### [Instructions for the task]
Write out each line of the listing as it stands, without the images.

### [Data supplied]
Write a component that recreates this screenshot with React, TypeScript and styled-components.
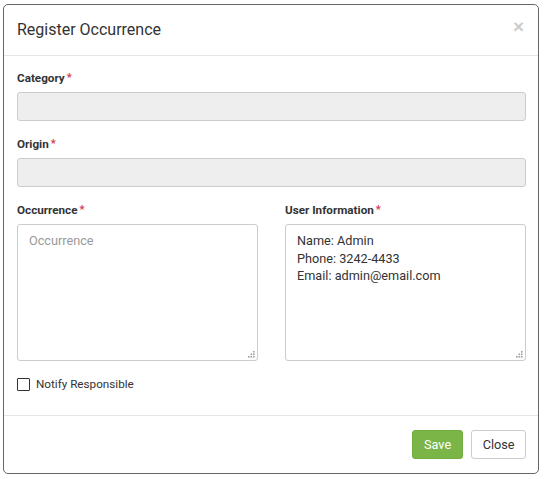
import React from "react";
import styled, { createGlobalStyle } from "styled-components";

const Global = createGlobalStyle`
  html, body { margin: 0; padding: 0; background: #fff; }
  body { font-family: Roboto, "Liberation Sans", Arial, sans-serif; color: #333; }
  * { box-sizing: border-box; }
`;

const Page = styled.div`
  padding: 4px 0 0 3px;
`;

const Modal = styled.div`
  width: 536px;
  background: #fff;
  border: 1px solid #666;
  border-radius: 5px;
  display: flex;
  flex-direction: column;
`;

const Header = styled.div`
  display: flex;
  align-items: center;
  justify-content: space-between;
  padding: 15px 14px 15px 13px;
  border-bottom: 1px solid #e5e5e5;
`;

const Title = styled.h4`
  margin: 0;
  font-size: 16px;
  line-height: 20px;
  font-weight: 400;
  color: #333;
`;

const CloseX = styled.button`
  border: 0;
  background: transparent;
  padding: 0;
  font-family: "Liberation Sans", Arial, sans-serif;
  font-size: 19px;
  line-height: 20px;
  font-weight: 700;
  color: #000;
  opacity: 0.2;
  margin-top: -6px;
  cursor: pointer;
`;

const Body = styled.div`
  padding: 14px 12px 24px 13px;
`;

const Group = styled.div`
  margin-bottom: 15px;
`;

const Label = styled.label`
  display: block;
  font-size: 11.7px;
  line-height: 17px;
  font-weight: 700;
  color: #333;
  margin-bottom: 5px;
`;

const Req = styled.span`
  color: #d8344f;
  margin-left: 2px;
  font-size: 11px;
  position: relative;
  top: -1px;
`;

const Field = styled.input`
  display: block;
  width: 100%;
  height: 29px;
  background: #eee;
  border: 1px solid #ccc;
  border-radius: 3px;
  padding: 6px 12px;
  font-family: inherit;
  font-size: 13px;
  outline: none;
`;

const Columns = styled.div`
  display: grid;
  grid-template-columns: 1fr 1fr;
  column-gap: 27px;
`;

const AreaWrap = styled.div`
  position: relative;
`;

const Area = styled.textarea`
  display: block;
  width: 100%;
  height: 137px;
  border: 1px solid #ccc;
  border-radius: 3px;
  padding: 7px 11px;
  font-family: inherit;
  font-size: 12.7px;
  line-height: 17.5px;
  color: #333;
  resize: none;
  outline: none;
  background: #fff;
  &::placeholder { color: #999; }
`;

const Grip = styled.svg`
  position: absolute;
  right: 3px;
  bottom: 3px;
  width: 7px;
  height: 7px;
  pointer-events: none;
`;

function ResizeGrip() {
  const dots = [
    [5, 0],
    [2.5, 2.5],
    [5, 2.5],
    [0, 5],
    [2.5, 5],
    [5, 5],
  ];
  return (
    <Grip viewBox="0 0 7 7">
      {dots.map(([x, y], i) => (
        <rect key={i} x={x} y={y} width="1.6" height="1.6" fill="#a0a0a0" />
      ))}
    </Grip>
  );
}

const CheckRow = styled.label`
  display: flex;
  align-items: center;
  gap: 6px;
  margin-top: 17px;
  font-size: 11.7px;
  line-height: 13px;
  color: #333;
`;

const Box = styled.span`
  width: 13px;
  height: 13px;
  border: 1px solid #333;
  border-radius: 1px;
  background: #fff;
  flex: none;
`;

const Footer = styled.div`
  display: flex;
  justify-content: flex-end;
  gap: 8px;
  padding: 14px 12px 14px 13px;
  border-top: 1px solid #e5e5e5;
`;

const Btn = styled.button<{ $primary?: boolean }>`
  height: 29px;
  padding: 0 ${(p) => (p.$primary ? "11px" : "10.5px")};
  border-radius: 3px;
  font-family: inherit;
  font-size: 12.7px;
  cursor: pointer;
  border: 1px solid ${(p) => (p.$primary ? "#72ad3f" : "#ccc")};
  background: ${(p) => (p.$primary ? "#7bb548" : "#fff")};
  color: ${(p) => (p.$primary ? "#fff" : "#333")};
`;

export default function App() {
  return (
    <>
      <Global />
      <Page>
        <Modal>
          <Header>
            <Title>Register Occurrence</Title>
            <CloseX aria-label="Close">×</CloseX>
          </Header>
          <Body>
            <Group>
              <Label>
                Category<Req>*</Req>
              </Label>
              <Field readOnly />
            </Group>
            <Group>
              <Label>
                Origin<Req>*</Req>
              </Label>
              <Field readOnly />
            </Group>
            <Columns>
              <div>
                <Label>
                  Occurrence<Req>*</Req>
                </Label>
                <AreaWrap>
                  <Area placeholder="Occurrence" />
                  <ResizeGrip />
                </AreaWrap>
              </div>
              <div>
                <Label>
                  User Information<Req>*</Req>
                </Label>
                <AreaWrap>
                  <Area
                    defaultValue={"Name: Admin\nPhone: 3242-4433\nEmail: admin@email.com"}
                  />
                  <ResizeGrip />
                </AreaWrap>
              </div>
            </Columns>
            <CheckRow>
              <Box />
              Notify Responsible
            </CheckRow>
          </Body>
          <Footer>
            <Btn $primary>Save</Btn>
            <Btn>Close</Btn>
          </Footer>
        </Modal>
      </Page>
    </>
  );
}
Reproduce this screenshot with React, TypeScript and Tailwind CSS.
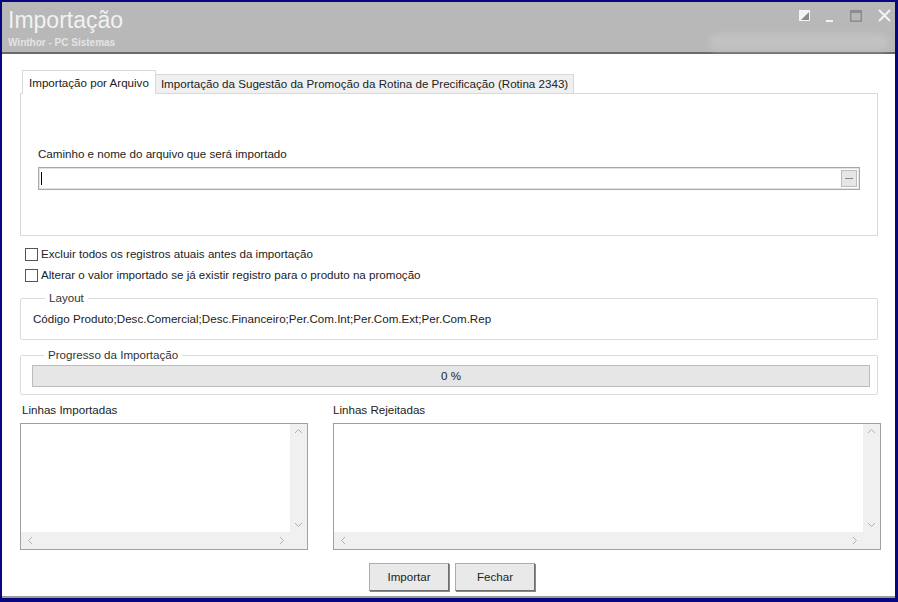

### [Exercise answer]
Write a component that recreates this screenshot with React, TypeScript and styled-components.
import React from "react";
import styled, { createGlobalStyle } from "styled-components";

const Global = createGlobalStyle`
  html, body { margin: 0; padding: 0; background: #fff; }
  body { font-family: Roboto, "Liberation Sans", Arial, sans-serif; color: #333; }
  * { box-sizing: border-box; }
`;

const Page = styled.div`
  padding: 4px 0 0 3px;
`;

const Modal = styled.div`
  width: 536px;
  background: #fff;
  border: 1px solid #666;
  border-radius: 5px;
  display: flex;
  flex-direction: column;
`;

const Header = styled.div`
  display: flex;
  align-items: center;
  justify-content: space-between;
  padding: 15px 14px 15px 13px;
  border-bottom: 1px solid #e5e5e5;
`;

const Title = styled.h4`
  margin: 0;
  font-size: 16px;
  line-height: 20px;
  font-weight: 400;
  color: #333;
`;

const CloseX = styled.button`
  border: 0;
  background: transparent;
  padding: 0;
  font-family: "Liberation Sans", Arial, sans-serif;
  font-size: 19px;
  line-height: 20px;
  font-weight: 700;
  color: #000;
  opacity: 0.2;
  margin-top: -6px;
  cursor: pointer;
`;

const Body = styled.div`
  padding: 14px 12px 24px 13px;
`;

const Group = styled.div`
  margin-bottom: 15px;
`;

const Label = styled.label`
  display: block;
  font-size: 11.7px;
  line-height: 17px;
  font-weight: 700;
  color: #333;
  margin-bottom: 5px;
`;

const Req = styled.span`
  color: #d8344f;
  margin-left: 2px;
  font-size: 11px;
  position: relative;
  top: -1px;
`;

const Field = styled.input`
  display: block;
  width: 100%;
  height: 29px;
  background: #eee;
  border: 1px solid #ccc;
  border-radius: 3px;
  padding: 6px 12px;
  font-family: inherit;
  font-size: 13px;
  outline: none;
`;

const Columns = styled.div`
  display: grid;
  grid-template-columns: 1fr 1fr;
  column-gap: 27px;
`;

const AreaWrap = styled.div`
  position: relative;
`;

const Area = styled.textarea`
  display: block;
  width: 100%;
  height: 137px;
  border: 1px solid #ccc;
  border-radius: 3px;
  padding: 7px 11px;
  font-family: inherit;
  font-size: 12.7px;
  line-height: 17.5px;
  color: #333;
  resize: none;
  outline: none;
  background: #fff;
  &::placeholder { color: #999; }
`;

const Grip = styled.svg`
  position: absolute;
  right: 3px;
  bottom: 3px;
  width: 7px;
  height: 7px;
  pointer-events: none;
`;

function ResizeGrip() {
  const dots = [
    [5, 0],
    [2.5, 2.5],
    [5, 2.5],
    [0, 5],
    [2.5, 5],
    [5, 5],
  ];
  return (
    <Grip viewBox="0 0 7 7">
      {dots.map(([x, y], i) => (
        <rect key={i} x={x} y={y} width="1.6" height="1.6" fill="#a0a0a0" />
      ))}
    </Grip>
  );
}

const CheckRow = styled.label`
  display: flex;
  align-items: center;
  gap: 6px;
  margin-top: 17px;
  font-size: 11.7px;
  line-height: 13px;
  color: #333;
`;

const Box = styled.span`
  width: 13px;
  height: 13px;
  border: 1px solid #333;
  border-radius: 1px;
  background: #fff;
  flex: none;
`;

const Footer = styled.div`
  display: flex;
  justify-content: flex-end;
  gap: 8px;
  padding: 14px 12px 14px 13px;
  border-top: 1px solid #e5e5e5;
`;

const Btn = styled.button<{ $primary?: boolean }>`
  height: 29px;
  padding: 0 ${(p) => (p.$primary ? "11px" : "10.5px")};
  border-radius: 3px;
  font-family: inherit;
  font-size: 12.7px;
  cursor: pointer;
  border: 1px solid ${(p) => (p.$primary ? "#72ad3f" : "#ccc")};
  background: ${(p) => (p.$primary ? "#7bb548" : "#fff")};
  color: ${(p) => (p.$primary ? "#fff" : "#333")};
`;

export default function App() {
  return (
    <>
      <Global />
      <Page>
        <Modal>
          <Header>
            <Title>Register Occurrence</Title>
            <CloseX aria-label="Close">×</CloseX>
          </Header>
          <Body>
            <Group>
              <Label>
                Category<Req>*</Req>
              </Label>
              <Field readOnly />
            </Group>
            <Group>
              <Label>
                Origin<Req>*</Req>
              </Label>
              <Field readOnly />
            </Group>
            <Columns>
              <div>
                <Label>
                  Occurrence<Req>*</Req>
                </Label>
                <AreaWrap>
                  <Area placeholder="Occurrence" />
                  <ResizeGrip />
                </AreaWrap>
              </div>
              <div>
                <Label>
                  User Information<Req>*</Req>
                </Label>
                <AreaWrap>
                  <Area
                    defaultValue={"Name: Admin\nPhone: 3242-4433\nEmail: admin@email.com"}
                  />
                  <ResizeGrip />
                </AreaWrap>
              </div>
            </Columns>
            <CheckRow>
              <Box />
              Notify Responsible
            </CheckRow>
          </Body>
          <Footer>
            <Btn $primary>Save</Btn>
            <Btn>Close</Btn>
          </Footer>
        </Modal>
      </Page>
    </>
  );
}
Reproduce this screenshot with React, TypeScript and Tailwind CSS.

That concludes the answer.